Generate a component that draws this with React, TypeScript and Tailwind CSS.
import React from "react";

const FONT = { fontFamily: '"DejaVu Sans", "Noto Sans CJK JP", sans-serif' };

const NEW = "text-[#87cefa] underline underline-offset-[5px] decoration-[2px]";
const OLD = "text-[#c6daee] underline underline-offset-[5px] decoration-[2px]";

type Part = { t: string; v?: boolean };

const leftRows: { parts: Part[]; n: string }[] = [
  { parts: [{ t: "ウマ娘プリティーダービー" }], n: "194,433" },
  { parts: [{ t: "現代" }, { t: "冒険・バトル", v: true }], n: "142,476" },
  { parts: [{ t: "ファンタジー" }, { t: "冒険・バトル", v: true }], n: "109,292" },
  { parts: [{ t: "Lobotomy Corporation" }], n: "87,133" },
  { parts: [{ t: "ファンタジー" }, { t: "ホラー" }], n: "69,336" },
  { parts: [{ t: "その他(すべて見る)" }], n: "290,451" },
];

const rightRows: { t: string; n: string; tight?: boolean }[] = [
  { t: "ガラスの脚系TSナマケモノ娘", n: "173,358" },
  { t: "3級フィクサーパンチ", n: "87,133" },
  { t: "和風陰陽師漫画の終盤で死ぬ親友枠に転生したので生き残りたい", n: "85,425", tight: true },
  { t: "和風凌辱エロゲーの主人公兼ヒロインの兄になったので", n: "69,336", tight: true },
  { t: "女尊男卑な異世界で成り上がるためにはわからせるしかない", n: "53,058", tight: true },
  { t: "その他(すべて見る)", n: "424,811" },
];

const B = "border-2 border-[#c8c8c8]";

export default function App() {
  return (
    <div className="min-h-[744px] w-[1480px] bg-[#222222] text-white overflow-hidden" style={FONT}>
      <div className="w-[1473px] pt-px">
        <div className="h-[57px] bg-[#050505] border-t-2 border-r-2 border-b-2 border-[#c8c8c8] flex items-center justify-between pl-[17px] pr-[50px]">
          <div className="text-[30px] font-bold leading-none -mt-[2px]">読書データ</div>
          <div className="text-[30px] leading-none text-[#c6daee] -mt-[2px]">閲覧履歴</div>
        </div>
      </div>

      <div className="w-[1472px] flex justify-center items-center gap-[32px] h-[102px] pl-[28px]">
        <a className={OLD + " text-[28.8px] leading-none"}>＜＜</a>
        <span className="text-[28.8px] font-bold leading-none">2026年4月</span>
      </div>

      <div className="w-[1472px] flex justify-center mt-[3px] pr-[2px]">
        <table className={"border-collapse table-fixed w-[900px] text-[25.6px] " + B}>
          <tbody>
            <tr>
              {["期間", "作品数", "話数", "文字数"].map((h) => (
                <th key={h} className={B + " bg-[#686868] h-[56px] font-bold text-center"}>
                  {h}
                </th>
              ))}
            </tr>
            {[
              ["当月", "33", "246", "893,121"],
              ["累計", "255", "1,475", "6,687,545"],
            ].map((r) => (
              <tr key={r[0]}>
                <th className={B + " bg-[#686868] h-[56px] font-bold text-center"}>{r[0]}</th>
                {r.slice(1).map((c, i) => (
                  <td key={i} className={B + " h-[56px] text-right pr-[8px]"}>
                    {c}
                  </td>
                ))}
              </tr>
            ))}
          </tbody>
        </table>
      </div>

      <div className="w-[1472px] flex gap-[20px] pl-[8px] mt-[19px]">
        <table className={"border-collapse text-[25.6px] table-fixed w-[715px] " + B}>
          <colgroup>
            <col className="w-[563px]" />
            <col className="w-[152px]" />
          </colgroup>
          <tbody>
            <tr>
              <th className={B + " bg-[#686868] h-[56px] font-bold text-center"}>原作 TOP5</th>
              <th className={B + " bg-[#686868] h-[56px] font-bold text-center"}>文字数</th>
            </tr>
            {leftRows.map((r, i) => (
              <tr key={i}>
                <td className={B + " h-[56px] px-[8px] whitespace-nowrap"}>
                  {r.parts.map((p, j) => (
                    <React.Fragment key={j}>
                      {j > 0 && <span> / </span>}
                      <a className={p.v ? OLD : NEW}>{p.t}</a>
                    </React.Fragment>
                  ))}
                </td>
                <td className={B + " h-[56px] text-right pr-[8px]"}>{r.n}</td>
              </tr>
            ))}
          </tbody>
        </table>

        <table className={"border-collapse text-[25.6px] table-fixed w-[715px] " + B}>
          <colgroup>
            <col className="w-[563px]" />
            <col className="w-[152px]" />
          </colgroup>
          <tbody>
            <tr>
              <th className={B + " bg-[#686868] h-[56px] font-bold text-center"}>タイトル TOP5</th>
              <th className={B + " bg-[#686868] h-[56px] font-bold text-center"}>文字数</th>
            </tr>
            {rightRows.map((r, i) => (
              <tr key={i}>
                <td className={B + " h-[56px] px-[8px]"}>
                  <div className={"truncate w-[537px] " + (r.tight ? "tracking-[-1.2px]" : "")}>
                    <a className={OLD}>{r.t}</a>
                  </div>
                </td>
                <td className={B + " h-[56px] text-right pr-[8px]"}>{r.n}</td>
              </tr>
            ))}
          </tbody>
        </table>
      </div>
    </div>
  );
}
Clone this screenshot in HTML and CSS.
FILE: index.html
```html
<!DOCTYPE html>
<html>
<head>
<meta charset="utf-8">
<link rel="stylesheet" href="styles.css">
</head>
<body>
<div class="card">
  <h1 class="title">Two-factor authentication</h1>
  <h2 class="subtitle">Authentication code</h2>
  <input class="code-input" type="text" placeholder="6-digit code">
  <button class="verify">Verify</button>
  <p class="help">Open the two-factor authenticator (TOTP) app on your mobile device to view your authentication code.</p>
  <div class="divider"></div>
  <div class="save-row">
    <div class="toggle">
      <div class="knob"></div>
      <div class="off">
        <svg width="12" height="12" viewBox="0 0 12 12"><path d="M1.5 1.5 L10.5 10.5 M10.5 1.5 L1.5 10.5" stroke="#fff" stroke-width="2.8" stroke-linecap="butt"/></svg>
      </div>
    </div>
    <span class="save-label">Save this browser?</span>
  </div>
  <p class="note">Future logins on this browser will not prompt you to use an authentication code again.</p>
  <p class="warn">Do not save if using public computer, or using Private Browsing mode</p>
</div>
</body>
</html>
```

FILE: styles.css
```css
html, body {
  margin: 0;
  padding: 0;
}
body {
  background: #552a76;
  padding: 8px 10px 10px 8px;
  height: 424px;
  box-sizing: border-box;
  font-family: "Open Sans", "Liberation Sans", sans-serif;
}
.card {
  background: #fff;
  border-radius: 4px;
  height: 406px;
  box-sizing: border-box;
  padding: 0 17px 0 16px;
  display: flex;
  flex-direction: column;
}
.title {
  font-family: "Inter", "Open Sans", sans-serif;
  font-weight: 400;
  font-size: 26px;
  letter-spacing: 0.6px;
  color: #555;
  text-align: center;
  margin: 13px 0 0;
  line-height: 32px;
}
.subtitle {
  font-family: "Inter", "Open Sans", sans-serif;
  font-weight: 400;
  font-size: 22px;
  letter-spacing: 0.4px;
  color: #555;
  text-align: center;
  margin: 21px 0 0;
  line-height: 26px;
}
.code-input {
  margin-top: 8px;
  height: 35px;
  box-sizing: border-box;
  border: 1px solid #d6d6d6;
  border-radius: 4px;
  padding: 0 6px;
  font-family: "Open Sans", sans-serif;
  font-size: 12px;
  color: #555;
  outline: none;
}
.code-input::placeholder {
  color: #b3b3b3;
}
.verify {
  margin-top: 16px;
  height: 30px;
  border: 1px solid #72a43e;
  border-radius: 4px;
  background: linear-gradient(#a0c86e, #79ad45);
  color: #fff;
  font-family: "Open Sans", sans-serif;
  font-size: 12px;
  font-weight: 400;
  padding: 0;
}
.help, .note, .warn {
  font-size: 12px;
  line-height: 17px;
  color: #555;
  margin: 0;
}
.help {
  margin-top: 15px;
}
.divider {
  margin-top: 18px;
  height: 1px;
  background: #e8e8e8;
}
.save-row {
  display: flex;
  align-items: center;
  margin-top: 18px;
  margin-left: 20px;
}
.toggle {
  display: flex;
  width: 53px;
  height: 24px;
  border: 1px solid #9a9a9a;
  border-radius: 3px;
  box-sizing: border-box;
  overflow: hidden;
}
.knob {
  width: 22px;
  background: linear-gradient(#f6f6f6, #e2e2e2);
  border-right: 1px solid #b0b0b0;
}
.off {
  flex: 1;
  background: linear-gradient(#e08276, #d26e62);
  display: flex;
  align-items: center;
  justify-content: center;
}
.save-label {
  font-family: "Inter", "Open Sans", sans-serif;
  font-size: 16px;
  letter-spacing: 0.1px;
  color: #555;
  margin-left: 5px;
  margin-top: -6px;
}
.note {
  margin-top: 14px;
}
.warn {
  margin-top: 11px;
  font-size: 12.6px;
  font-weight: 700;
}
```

- - - -

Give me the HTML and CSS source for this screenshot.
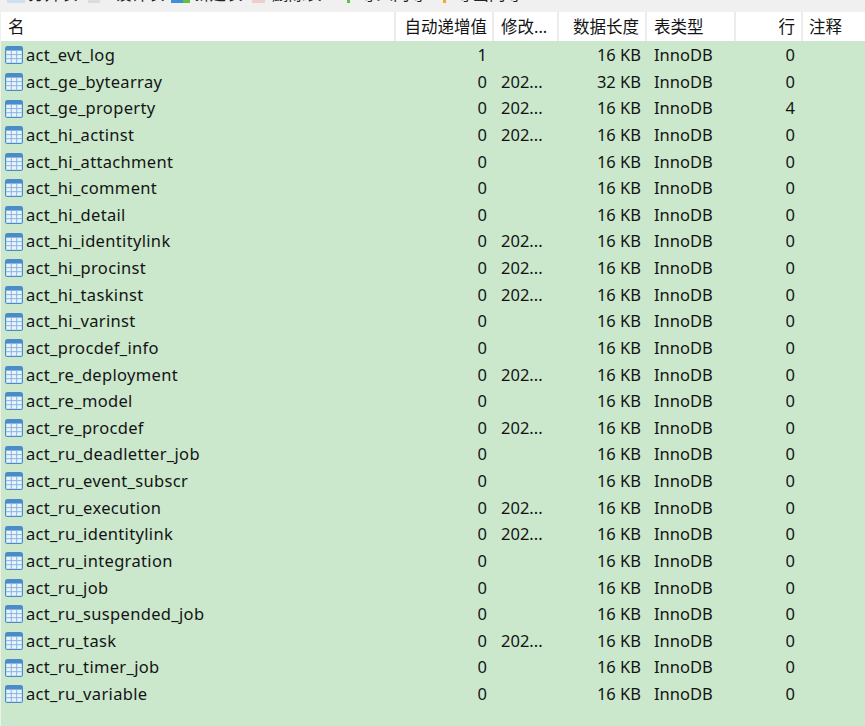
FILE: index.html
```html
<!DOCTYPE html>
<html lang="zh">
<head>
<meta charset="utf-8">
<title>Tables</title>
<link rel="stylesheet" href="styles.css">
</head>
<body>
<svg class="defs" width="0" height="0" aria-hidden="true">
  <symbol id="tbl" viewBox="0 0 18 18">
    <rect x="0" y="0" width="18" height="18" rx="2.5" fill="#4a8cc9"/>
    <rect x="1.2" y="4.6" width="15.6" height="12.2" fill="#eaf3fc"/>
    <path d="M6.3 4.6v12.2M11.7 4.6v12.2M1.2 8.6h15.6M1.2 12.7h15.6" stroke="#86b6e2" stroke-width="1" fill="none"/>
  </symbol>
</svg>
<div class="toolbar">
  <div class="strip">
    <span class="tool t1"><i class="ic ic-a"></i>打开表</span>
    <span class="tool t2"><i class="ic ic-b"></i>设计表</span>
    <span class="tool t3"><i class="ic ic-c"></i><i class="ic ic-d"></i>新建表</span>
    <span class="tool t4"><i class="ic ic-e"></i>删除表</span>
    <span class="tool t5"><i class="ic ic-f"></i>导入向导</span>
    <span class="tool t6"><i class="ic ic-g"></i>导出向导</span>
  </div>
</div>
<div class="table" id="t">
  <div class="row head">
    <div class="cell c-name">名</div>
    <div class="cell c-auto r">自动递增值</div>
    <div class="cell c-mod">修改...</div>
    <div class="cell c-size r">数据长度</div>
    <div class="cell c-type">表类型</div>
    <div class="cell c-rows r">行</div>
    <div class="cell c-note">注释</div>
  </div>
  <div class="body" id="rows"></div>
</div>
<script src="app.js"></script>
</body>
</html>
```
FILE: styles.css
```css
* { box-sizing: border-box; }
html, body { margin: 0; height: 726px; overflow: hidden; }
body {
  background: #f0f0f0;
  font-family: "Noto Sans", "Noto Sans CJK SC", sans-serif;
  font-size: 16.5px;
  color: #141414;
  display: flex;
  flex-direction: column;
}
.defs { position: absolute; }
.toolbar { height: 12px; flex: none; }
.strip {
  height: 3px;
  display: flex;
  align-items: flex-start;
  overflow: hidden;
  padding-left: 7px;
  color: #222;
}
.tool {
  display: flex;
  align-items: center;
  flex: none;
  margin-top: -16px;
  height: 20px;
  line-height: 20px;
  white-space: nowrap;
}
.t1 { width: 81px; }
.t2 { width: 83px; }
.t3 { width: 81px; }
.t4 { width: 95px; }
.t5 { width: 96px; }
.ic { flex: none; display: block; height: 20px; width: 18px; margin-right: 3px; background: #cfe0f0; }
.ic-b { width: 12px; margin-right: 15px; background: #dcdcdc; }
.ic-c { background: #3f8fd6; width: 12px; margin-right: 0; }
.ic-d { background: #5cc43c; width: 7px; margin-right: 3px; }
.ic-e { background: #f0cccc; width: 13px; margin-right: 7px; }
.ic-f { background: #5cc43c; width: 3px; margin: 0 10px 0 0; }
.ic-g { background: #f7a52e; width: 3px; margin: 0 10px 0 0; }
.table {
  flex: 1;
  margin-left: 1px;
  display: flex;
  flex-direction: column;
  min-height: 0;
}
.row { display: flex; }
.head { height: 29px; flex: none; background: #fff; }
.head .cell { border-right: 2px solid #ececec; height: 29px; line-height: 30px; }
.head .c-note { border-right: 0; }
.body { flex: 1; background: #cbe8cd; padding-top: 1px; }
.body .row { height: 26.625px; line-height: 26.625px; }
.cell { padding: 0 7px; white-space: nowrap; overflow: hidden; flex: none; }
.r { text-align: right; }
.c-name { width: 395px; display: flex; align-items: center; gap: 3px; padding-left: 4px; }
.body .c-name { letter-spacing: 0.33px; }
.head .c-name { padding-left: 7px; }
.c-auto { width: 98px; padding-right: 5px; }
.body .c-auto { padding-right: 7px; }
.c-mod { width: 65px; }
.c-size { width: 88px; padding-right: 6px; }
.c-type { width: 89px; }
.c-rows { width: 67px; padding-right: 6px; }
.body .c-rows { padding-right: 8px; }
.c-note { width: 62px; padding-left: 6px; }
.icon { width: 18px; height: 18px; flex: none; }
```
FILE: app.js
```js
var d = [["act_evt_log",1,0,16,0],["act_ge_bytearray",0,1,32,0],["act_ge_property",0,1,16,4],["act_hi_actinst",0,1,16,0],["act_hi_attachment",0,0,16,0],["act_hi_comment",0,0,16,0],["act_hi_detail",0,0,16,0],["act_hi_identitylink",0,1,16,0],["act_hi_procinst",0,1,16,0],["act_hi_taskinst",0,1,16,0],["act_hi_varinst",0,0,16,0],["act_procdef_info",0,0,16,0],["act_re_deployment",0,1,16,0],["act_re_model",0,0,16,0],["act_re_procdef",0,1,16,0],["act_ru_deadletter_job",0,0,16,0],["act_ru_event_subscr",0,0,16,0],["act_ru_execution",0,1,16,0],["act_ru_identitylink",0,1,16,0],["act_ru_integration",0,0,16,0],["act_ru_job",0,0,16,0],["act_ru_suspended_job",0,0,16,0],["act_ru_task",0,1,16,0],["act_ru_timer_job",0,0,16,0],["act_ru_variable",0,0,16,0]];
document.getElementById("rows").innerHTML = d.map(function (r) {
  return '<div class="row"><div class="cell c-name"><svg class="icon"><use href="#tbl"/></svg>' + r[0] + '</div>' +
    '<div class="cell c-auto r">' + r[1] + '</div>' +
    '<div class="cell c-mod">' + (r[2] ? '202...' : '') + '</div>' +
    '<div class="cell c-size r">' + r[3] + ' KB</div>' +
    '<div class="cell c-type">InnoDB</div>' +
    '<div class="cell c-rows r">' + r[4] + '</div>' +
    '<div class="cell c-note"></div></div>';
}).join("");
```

- - - -

Copy all lines above containing the string "screenshot".

Clone this screenshot in HTML and CSS.
Give me the HTML and CSS source for this screenshot.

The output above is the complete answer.